Unlike Modi, who wrenched power through brilliantly deployed mass politics and would be talked about in terms of representing an idea, Shah would be known for strategy. Shah’s emergence itself is a triumph of Modi over the fountainhead organisation, the RSS. Shah, as BJP chief, as Home Minister and a possible heir, have all been crafted by Modi’s power and sway, not through deference to the Sangh. Yes, Modi has never taken on the Sangh in the way Vajpayee did - the latter’s grounding and political grooming of sorts in Parliament created that. Modi’s biggest influence still remains the Sangh.

There’s also no better exemplifier of Modi’s grit than this mandate, read against December’s Assembly election results.

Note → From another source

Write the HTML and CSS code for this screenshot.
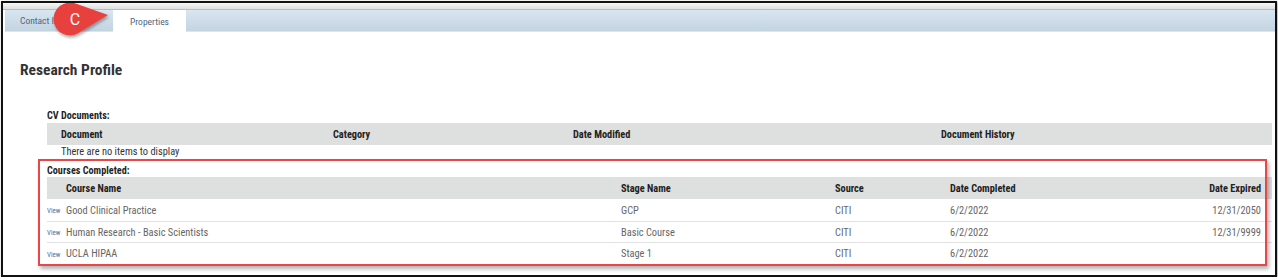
FILE: index.html
```html
<!DOCTYPE html>
<html>
<head>
<meta charset="utf-8">
<link rel="stylesheet" href="styles.css">
</head>
<body>
<div class="frame">
  <div class="topstrip"></div>
  <div class="tabbar">
    <div class="tab">Contact Info</div>
    <div class="tab active">Properties</div>
  </div>
  <svg class="badge" width="64" height="42" viewBox="0 0 64 42">
    <defs>
      <filter id="sh" x="-30%" y="-30%" width="160%" height="170%">
        <feDropShadow dx="1" dy="2" stdDeviation="1.6" flood-color="#000" flood-opacity="0.35"/>
      </filter>
    </defs>
    <path filter="url(#sh)" fill="#e8403e" d="M25.5 3.4 L58 15 L28.6 33.1 A16.5 16.5 0 1 1 25.5 3.4 Z"/>
    <text x="25" y="24.5" text-anchor="middle" class="badge-letter">C</text>
  </svg>

  <div class="content">
    <h1 class="title">Research Profile</h1>

    <section class="block">
      <div class="sec-title">CV Documents:</div>
      <div class="grid cv head">
        <div class="cell">Document</div>
        <div class="cell">Category</div>
        <div class="cell">Date Modified</div>
        <div class="cell">Document History</div>
      </div>
      <div class="empty">There are no items to display</div>
    </section>

    <section class="block courses">
      <div class="sec-title sec-courses">Courses Completed:</div>
      <div class="grid crs head">
        <div class="cell"></div>
        <div class="cell">Course Name</div>
        <div class="cell">Stage Name</div>
        <div class="cell">Source</div>
        <div class="cell">Date Completed</div>
        <div class="cell right">Date Expired</div>
      </div>
      <div class="grid crs row first">
        <div class="cell view">View</div>
        <div class="cell">Good Clinical Practice</div>
        <div class="cell">GCP</div>
        <div class="cell">CITI</div>
        <div class="cell">6/2/2022</div>
        <div class="cell right">12/31/2050</div>
      </div>
      <div class="grid crs row">
        <div class="cell view">View</div>
        <div class="cell">Human Research - Basic Scientists</div>
        <div class="cell">Basic Course</div>
        <div class="cell">CITI</div>
        <div class="cell">6/2/2022</div>
        <div class="cell right">12/31/9999</div>
      </div>
      <div class="grid crs row last">
        <div class="cell view">View</div>
        <div class="cell">UCLA HIPAA</div>
        <div class="cell">Stage 1</div>
        <div class="cell">CITI</div>
        <div class="cell">6/2/2022</div>
        <div class="cell right"></div>
      </div>
      <div class="highlight"></div>
    </section>
  </div>
</div>
</body>
</html>
```
FILE: styles.css
```css
html, body {
  margin: 0;
  padding: 0;
  background: #ffffff;
}
body {
  font-family: "Roboto Condensed", Roboto, "Liberation Sans", sans-serif;
  color: #333;
}
.frame {
  position: relative;
  margin: 1px 0 0 1px;
  width: 1272px;
  height: 272px;
  border: 2px solid #111;
  box-shadow: 1px 1px 3px rgba(0,0,0,0.35);
  background: #fff;
  overflow: hidden;
}
.topstrip {
  height: 6px;
  background: linear-gradient(#f7f7f7, #dedede);
  border-bottom: 1px solid #b9bcbf;
}
.tabbar {
  margin-left: 2px;
  height: 21px;
  background: linear-gradient(#d8e6f1, #c3d3e0);
  border-bottom: 1px solid #dbe6ef;
  display: flex;
  align-items: stretch;
}
.tab {
  font-size: 9.5px;
  color: #4d6684;
  display: flex;
  align-items: center;
  padding: 0 0 0 15px;
  width: 93px;
}
.tab.active {
  background: #fff;
  width: 73px;
  padding: 0;
  justify-content: center;
  margin-bottom: -1px;
}
.badge {
  position: absolute;
  left: 47px;
  top: -3px;
  overflow: visible;
}
.badge-letter {
  font-family: Roboto, "Liberation Sans", sans-serif;
  font-size: 16px;
  fill: #fff;
}
.content {
  padding: 0 3px 0 44px;
}
.title {
  margin: 28px 0 0 -27px;
  font-size: 15.5px;
  line-height: 20px;
  font-weight: 700;
  color: #333;
}
.block {
  position: relative;
}
.sec-title {
  font-size: 10.2px;
  font-weight: 700;
  color: #1f1f1f;
  line-height: 13px;
  padding-top: 29px;
  height: 14px;
  box-sizing: content-box;
}
.sec-courses {
  padding-top: 6px;
  height: 13px;
}
.grid {
  display: grid;
  align-items: center;
}
.grid.cv {
  grid-template-columns: 272px 240px 368px 1fr;
}
.grid.crs {
  grid-template-columns: 19px 555px 214px 115px 1fr 120px;
}
.head {
  height: 22px;
  background: #dedfdf;
  font-size: 10.3px;
  font-weight: 700;
  color: #222;
}
.grid.cv .cell {
  padding-left: 14px;
}
.right {
  text-align: right;
  padding-right: 11px;
}
.empty {
  height: 13px;
  line-height: 13px;
  font-size: 10.4px;
  padding-left: 14px;
  color: #333;
}
.row {
  height: 20px;
  border-bottom: 1px solid #e2e2e2;
  font-size: 10.4px;
  color: #666;
}
.row.first {
  height: 22px;
}
.row.last {
  height: 21px;
  border-bottom: none;
}
.view {
  font-size: 7px;
  color: #5a6a96;
  padding-top: 2px;
}
.highlight {
  position: absolute;
  left: -9px;
  top: 1px;
  width: 1225px;
  height: 103px;
  border: 2px solid #e8464b;
  box-shadow: 2px 3px 4px rgba(0,0,0,0.3);
  pointer-events: none;
}
```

He had no doubt that he would be winning - answering a young student, he had said May 2024 would be a contest, “Tab tak main hoon (Till then, it’s me)”. He has also been cleared of the clutter of a generation of leaders who were either his contemporaries or were mentored by Vajpayee-Advani. It’s a quirk of fate that ill-health has caught up with Arun Jaitley and Sushma Swaraj - and three powerful heartland CMs (Shivraj Chouhan, Raman Singh, Vasundhara Raje) have lost their states. Former patriarchs Advani and M M Joshi, long sidelined, have now been granted the sight of a mandate earned without them contesting. In Cabinet meetings, Rajnath Singh, relegated to Defence, is going to be a loner among a much younger generation - most of whom are Modi’s creations and proteges. It certainly is a classic Modi moment that a swearing-in ceremony appeared like a Cabinet expansion, the pomp and grandeur and the BIMSTEC notwithstanding. As if the elections were just a diversion, a small punctuation, in between ongoing work.